An external technology partner can also bring pattern recognition from other clients and industries. Having worked across a range of organisations, they can accelerate the planning process considerably and reduce the risk of building a roadmap around assumptions that turn out to be wrong — a risk that is higher than most internal teams expect, precisely because the assumptions are invisible to the people holding them.

If you work with an external partner for roadmap development, the output should be fully owned by your organisation. A good technology partner builds your capability to manage and evolve the roadmap yourselves — they shouldn't be a permanent dependency for it.

The cost of not having one

The clearest way to understand the value of a technology roadmap is to look at what organisations typically spend in its absence. Emergency fixes to systems that should have been migrated two years ago. Integration projects that are unexpectedly expensive because the underlying architecture was never designed for them. Talent lost because the developer environment is too frustrating to work in. Compliance costs from systems that didn't keep pace with regulatory requirements. Security incidents from infrastructure that was overdue for replacement.

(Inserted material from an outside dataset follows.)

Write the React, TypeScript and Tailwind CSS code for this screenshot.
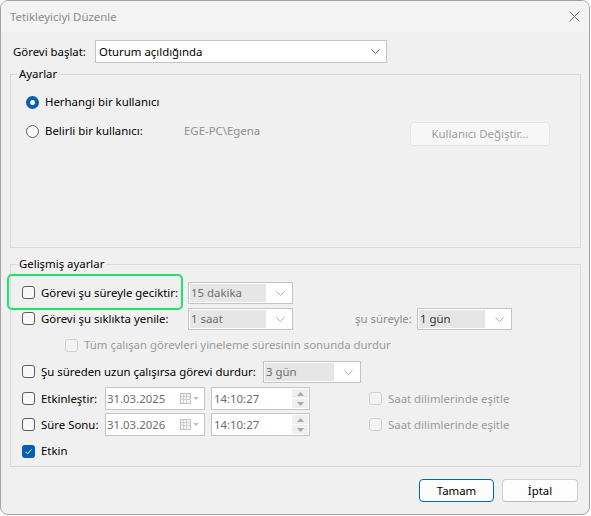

These costs are real. They are also largely invisible until they land, which is why they are so easy to postpone addressing. A technology roadmap makes them visible in advance — when they can be planned, resourced, and addressed in a controlled way rather than as a crisis.

At some point, every business that has been operating without a technology roadmap reaches a moment where the accumulated cost of not having one becomes undeniable — usually in the form of a project that costs three times what it should have, or a system failure that could have been prevented, or a competitor who moves faster because their infrastructure lets them. Building a roadmap before that moment is considerably less expensive than building one after it.